Request |
Skip every image and restate the data word for word.

## begin Dataset section

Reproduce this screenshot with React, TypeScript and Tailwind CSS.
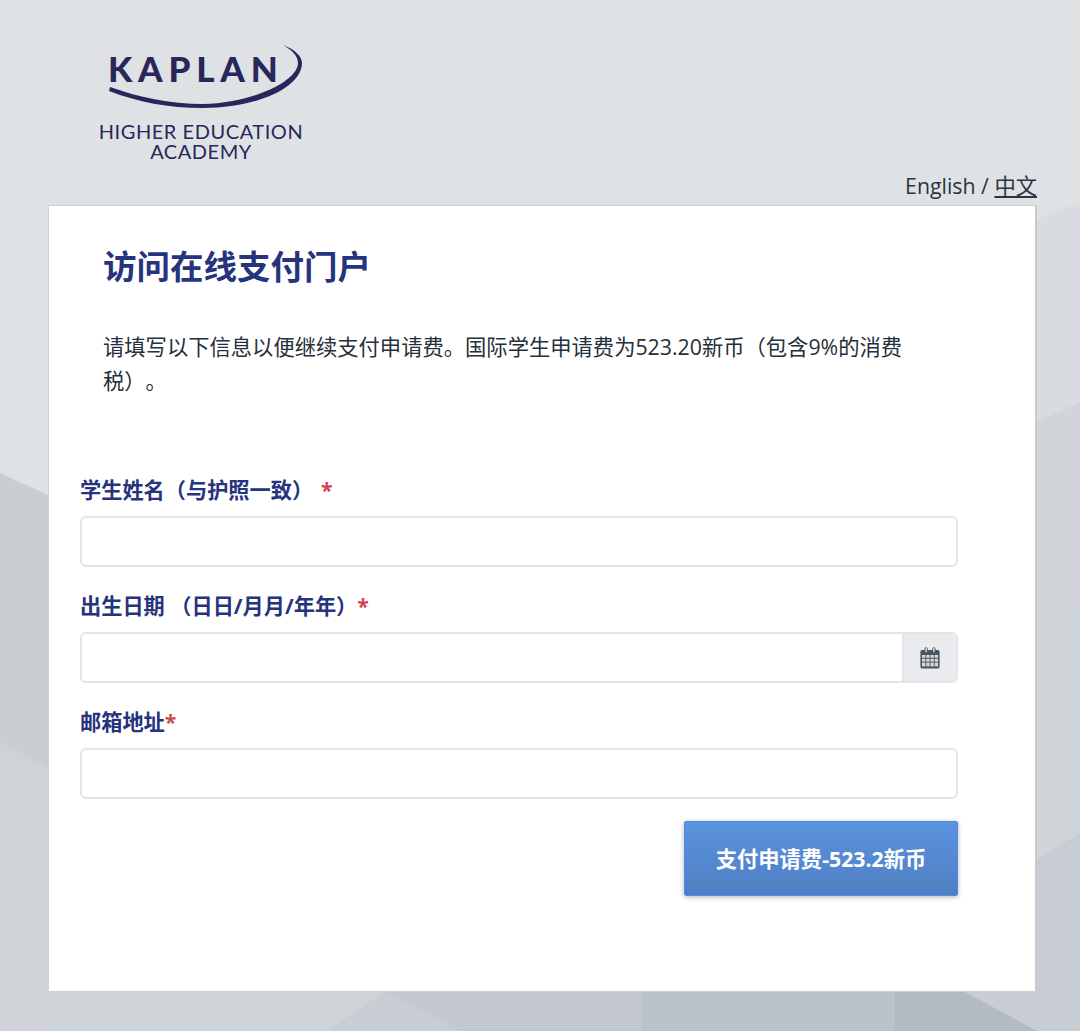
const FONT = "font-['Open_Sans','Noto_Sans_CJK_SC',sans-serif]";

function Backdrop() {
  return (
    <svg
      className="absolute inset-0 h-full w-full"
      viewBox="0 0 1080 1031"
      preserveAspectRatio="none"
      aria-hidden="true"
    >
      <rect width="1080" height="1031" fill="#dee2e5" />
      <polygon points="1036,220 1080,202 1080,1031 1036,1031" fill="#d8dce0" />
      <polygon points="1036,422 1080,402 1080,1031 1036,1031" fill="#d1d5d9" />
      <polygon points="1036,622 1080,602 1080,1031 1036,1031" fill="#cfd4d8" />
      <polygon points="1036,860 1080,833 1080,1031 1036,1031" fill="#c8ccd5" />
      <polygon points="0,473 48,495 48,1031 0,1031" fill="#c9ced3" />
      <polygon points="0,742 48,768 48,1031 0,1031" fill="#cfd3d7" />
      <rect x="48" y="992" width="1000" height="39" fill="#cfd4d8" />
      <polygon points="327,1031 385,992 1036,992 1036,1031" fill="#c4c8cf" />
      <polygon points="327,1031 385,992 460,1031" fill="#c9cdd4" />
      <rect x="641" y="992" width="254" height="39" fill="#bbc2c8" />
      <rect x="895" y="992" width="145" height="39" fill="#b4bac2" />
      <polygon points="965,992 1037,1031 1080,1031 1080,992" fill="#c8ccd5" />
    </svg>
  );
}

function Logo() {
  return (
    <div className="flex w-[206px] flex-col items-center text-[#29265b]">
      <div className="relative h-[70px] w-[206px]">
        <span className="absolute left-[10px] top-[3px] whitespace-nowrap font-['Lato',sans-serif] text-[35px] font-black leading-[46px] tracking-[5.800px]">
          KAPLAN
        </span>
        <svg className="absolute left-0 top-0" width="206" height="70" viewBox="0 0 206 70" aria-hidden="true">
          <path
            d="M11 49 C 40 60 70 66 105 66 C 160 66 204 45 204 21 C 204 14 196 7 185 3 C 194 8 200 14 200 21 C 200 39 155 61 105 62 C 72 62 40 55 12 45 Z"
            fill="currentColor"
          />
        </svg>
      </div>
      <div className="mt-[9px] whitespace-nowrap text-center font-['Lato',sans-serif] text-[20px] leading-[20px] tracking-[0.55px]">
        HIGHER EDUCATION
        <br />
        ACADEMY
      </div>
    </div>
  );
}

function CalendarIcon() {
  return (
    <svg width="20" height="22" viewBox="0 0 20 22" aria-hidden="true">
      <path
        d="M2 3h2.5V1.8a1.6 1.6 0 0 1 3.2 0V3h4.6V1.8a1.6 1.6 0 0 1 3.2 0V3H18a1.6 1.6 0 0 1 1.6 1.6v15.2A1.6 1.6 0 0 1 18 21.4H2A1.6 1.6 0 0 1 .4 19.800V4.600A1.600 1.600 0 0 1 2 3Z"
        fill="#4b5560"
      />
      <rect x="5.500" y="0.800" width="1.300" height="4.400" rx="0.600" fill="#e9ebee" />
      <rect x="13.200" y="0.800" width="1.300" height="4.400" rx="0.600" fill="#e9ebee" />
      <g fill="#d5d8dc">
        <rect x="2" y="8" width="3.400" height="2.800" />
        <rect x="6.300" y="8" width="3.300" height="2.800" />
        <rect x="10.500" y="8" width="3.300" height="2.800" />
        <rect x="14.700" y="8" width="3.300" height="2.800" />
        <rect x="2" y="11.800" width="3.400" height="2.800" />
        <rect x="6.300" y="11.800" width="3.300" height="2.800" />
        <rect x="10.500" y="11.800" width="3.300" height="2.800" />
        <rect x="14.700" y="11.800" width="3.300" height="2.800" />
        <rect x="2" y="15.600" width="3.400" height="3.800" />
        <rect x="6.300" y="15.600" width="3.300" height="3.800" />
        <rect x="10.500" y="15.600" width="3.300" height="3.800" />
        <rect x="14.700" y="15.600" width="3.300" height="3.800" />
      </g>
    </svg>
  );
}

interface FieldProps {
  label: string;
  gap?: boolean;
  hasCalendar?: boolean;
}

function Field({ label, gap, hasCalendar }: FieldProps) {
  return (
    <div className="flex flex-col">
      <label className="mb-[10px] h-[34px] text-[21.200px] font-bold leading-[36px] text-[#26337d]">
        {label}
        <span className={gap ? "ml-[8px] text-[#d0444f]" : "text-[#d0444f]"}>*</span>
      </label>
      {hasCalendar ? (
        <div className="flex h-[51px] overflow-hidden rounded-[6px] border-2 border-[#e2e4e7]">
          <input className="min-w-0 flex-1 bg-white outline-none" type="text" />
          <div className="flex w-[54px] items-center justify-center border-l-2 border-[#e2e4e7] bg-[#e9ebee]">
            <CalendarIcon />
          </div>
        </div>
      ) : (
        <input className="h-[51px] rounded-[6px] border-2 border-[#e2e4e7] bg-white outline-none" type="text" />
      )}
    </div>
  );
}

export default function App() {
  return (
    <div className={`relative h-[1031px] w-[1080px] overflow-hidden [text-spacing-trim:space-all] ${FONT}`}>
      <Backdrop />
      <div className="relative flex h-full flex-col pl-[48px] pr-[43px]">
        <div className="h-[168px] pl-[50px] pt-[42px]">
          <Logo />
        </div>
        <div className="h-[37px] text-right text-[21.300px] leading-[35px] text-[#2b3640]">
          English / <span className="underline">中文</span>
        </div>
        <div className="h-[787px] border border-[#cfd1d3] border-r-2 border-r-[#c8cacc] bg-white pl-[31px] pr-[77px]">
          <h1 className="mt-[36px] pl-[23px] text-[33.500px] font-bold leading-[48px] text-[#26337d]">访问在线支付门户</h1>
          <p className="mt-[40px] w-[830px] pl-[23px] text-[21.300px] leading-[34px] text-[#25303a]">
            请填写以下信息以便继续支付申请费。国际学生申请费为523.20新币（包含9%的消费税）。
          </p>
          <form className="mt-[74px] flex flex-col gap-[21px]">
            <Field label="学生姓名（与护照一致）" gap />
            <Field label="出生日期 （日日/月月/年年）" hasCalendar />
            <Field label="邮箱地址" />
            <div className="mt-[1px] flex justify-end">
              <button
                type="button"
                className="h-[75px] w-[274px] rounded-[2px] border border-[#4a8cf0] bg-gradient-to-b from-[#5a93df] to-[#4f7fc2] text-[21.300px] font-bold text-white shadow-[0_1px_5px_rgba(0,0,0,0.3)]"
              >
                支付申请费-523.2新币
              </button>
            </div>
          </form>
        </div>
      </div>
    </div>
  );
}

## end Dataset section

Answer to the task |
Reproduce this screenshot with React, TypeScript and Tailwind CSS.
const FONT = "font-['Open_Sans','Noto_Sans_CJK_SC',sans-serif]";

function Backdrop() {
  return (
    <svg
      className="absolute inset-0 h-full w-full"
      viewBox="0 0 1080 1031"
      preserveAspectRatio="none"
      aria-hidden="true"
    >
      <rect width="1080" height="1031" fill="#dee2e5" />
      <polygon points="1036,220 1080,202 1080,1031 1036,1031" fill="#d8dce0" />
      <polygon points="1036,422 1080,402 1080,1031 1036,1031" fill="#d1d5d9" />
      <polygon points="1036,622 1080,602 1080,1031 1036,1031" fill="#cfd4d8" />
      <polygon points="1036,860 1080,833 1080,1031 1036,1031" fill="#c8ccd5" />
      <polygon points="0,473 48,495 48,1031 0,1031" fill="#c9ced3" />
      <polygon points="0,742 48,768 48,1031 0,1031" fill="#cfd3d7" />
      <rect x="48" y="992" width="1000" height="39" fill="#cfd4d8" />
      <polygon points="327,1031 385,992 1036,992 1036,1031" fill="#c4c8cf" />
      <polygon points="327,1031 385,992 460,1031" fill="#c9cdd4" />
      <rect x="641" y="992" width="254" height="39" fill="#bbc2c8" />
      <rect x="895" y="992" width="145" height="39" fill="#b4bac2" />
      <polygon points="965,992 1037,1031 1080,1031 1080,992" fill="#c8ccd5" />
    </svg>
  );
}

function Logo() {
  return (
    <div className="flex w-[206px] flex-col items-center text-[#29265b]">
      <div className="relative h-[70px] w-[206px]">
        <span className="absolute left-[10px] top-[3px] whitespace-nowrap font-['Lato',sans-serif] text-[35px] font-black leading-[46px] tracking-[5.800px]">
          KAPLAN
        </span>
        <svg className="absolute left-0 top-0" width="206" height="70" viewBox="0 0 206 70" aria-hidden="true">
          <path
            d="M11 49 C 40 60 70 66 105 66 C 160 66 204 45 204 21 C 204 14 196 7 185 3 C 194 8 200 14 200 21 C 200 39 155 61 105 62 C 72 62 40 55 12 45 Z"
            fill="currentColor"
          />
        </svg>
      </div>
      <div className="mt-[9px] whitespace-nowrap text-center font-['Lato',sans-serif] text-[20px] leading-[20px] tracking-[0.55px]">
        HIGHER EDUCATION
        <br />
        ACADEMY
      </div>
    </div>
  );
}

function CalendarIcon() {
  return (
    <svg width="20" height="22" viewBox="0 0 20 22" aria-hidden="true">
      <path
        d="M2 3h2.5V1.8a1.6 1.6 0 0 1 3.2 0V3h4.6V1.8a1.6 1.6 0 0 1 3.2 0V3H18a1.6 1.6 0 0 1 1.6 1.6v15.2A1.6 1.6 0 0 1 18 21.4H2A1.6 1.6 0 0 1 .4 19.800V4.600A1.600 1.600 0 0 1 2 3Z"
        fill="#4b5560"
      />
      <rect x="5.500" y="0.800" width="1.300" height="4.400" rx="0.600" fill="#e9ebee" />
      <rect x="13.200" y="0.800" width="1.300" height="4.400" rx="0.600" fill="#e9ebee" />
      <g fill="#d5d8dc">
        <rect x="2" y="8" width="3.400" height="2.800" />
        <rect x="6.300" y="8" width="3.300" height="2.800" />
        <rect x="10.500" y="8" width="3.300" height="2.800" />
        <rect x="14.700" y="8" width="3.300" height="2.800" />
        <rect x="2" y="11.800" width="3.400" height="2.800" />
        <rect x="6.300" y="11.800" width="3.300" height="2.800" />
        <rect x="10.500" y="11.800" width="3.300" height="2.800" />
        <rect x="14.700" y="11.800" width="3.300" height="2.800" />
        <rect x="2" y="15.600" width="3.400" height="3.800" />
        <rect x="6.300" y="15.600" width="3.300" height="3.800" />
        <rect x="10.500" y="15.600" width="3.300" height="3.800" />
        <rect x="14.700" y="15.600" width="3.300" height="3.800" />
      </g>
    </svg>
  );
}

interface FieldProps {
  label: string;
  gap?: boolean;
  hasCalendar?: boolean;
}

function Field({ label, gap, hasCalendar }: FieldProps) {
  return (
    <div className="flex flex-col">
      <label className="mb-[10px] h-[34px] text-[21.200px] font-bold leading-[36px] text-[#26337d]">
        {label}
        <span className={gap ? "ml-[8px] text-[#d0444f]" : "text-[#d0444f]"}>*</span>
      </label>
      {hasCalendar ? (
        <div className="flex h-[51px] overflow-hidden rounded-[6px] border-2 border-[#e2e4e7]">
          <input className="min-w-0 flex-1 bg-white outline-none" type="text" />
          <div className="flex w-[54px] items-center justify-center border-l-2 border-[#e2e4e7] bg-[#e9ebee]">
            <CalendarIcon />
          </div>
        </div>
      ) : (
        <input className="h-[51px] rounded-[6px] border-2 border-[#e2e4e7] bg-white outline-none" type="text" />
      )}
    </div>
  );
}

export default function App() {
  return (
    <div className={`relative h-[1031px] w-[1080px] overflow-hidden [text-spacing-trim:space-all] ${FONT}`}>
      <Backdrop />
      <div className="relative flex h-full flex-col pl-[48px] pr-[43px]">
        <div className="h-[168px] pl-[50px] pt-[42px]">
          <Logo />
        </div>
        <div className="h-[37px] text-right text-[21.300px] leading-[35px] text-[#2b3640]">
          English / <span className="underline">中文</span>
        </div>
        <div className="h-[787px] border border-[#cfd1d3] border-r-2 border-r-[#c8cacc] bg-white pl-[31px] pr-[77px]">
          <h1 className="mt-[36px] pl-[23px] text-[33.500px] font-bold leading-[48px] text-[#26337d]">访问在线支付门户</h1>
          <p className="mt-[40px] w-[830px] pl-[23px] text-[21.300px] leading-[34px] text-[#25303a]">
            请填写以下信息以便继续支付申请费。国际学生申请费为523.20新币（包含9%的消费税）。
          </p>
          <form className="mt-[74px] flex flex-col gap-[21px]">
            <Field label="学生姓名（与护照一致）" gap />
            <Field label="出生日期 （日日/月月/年年）" hasCalendar />
            <Field label="邮箱地址" />
            <div className="mt-[1px] flex justify-end">
              <button
                type="button"
                className="h-[75px] w-[274px] rounded-[2px] border border-[#4a8cf0] bg-gradient-to-b from-[#5a93df] to-[#4f7fc2] text-[21.300px] font-bold text-white shadow-[0_1px_5px_rgba(0,0,0,0.3)]"
              >
                支付申请费-523.2新币
              </button>
            </div>
          </form>
        </div>
      </div>
    </div>
  );
}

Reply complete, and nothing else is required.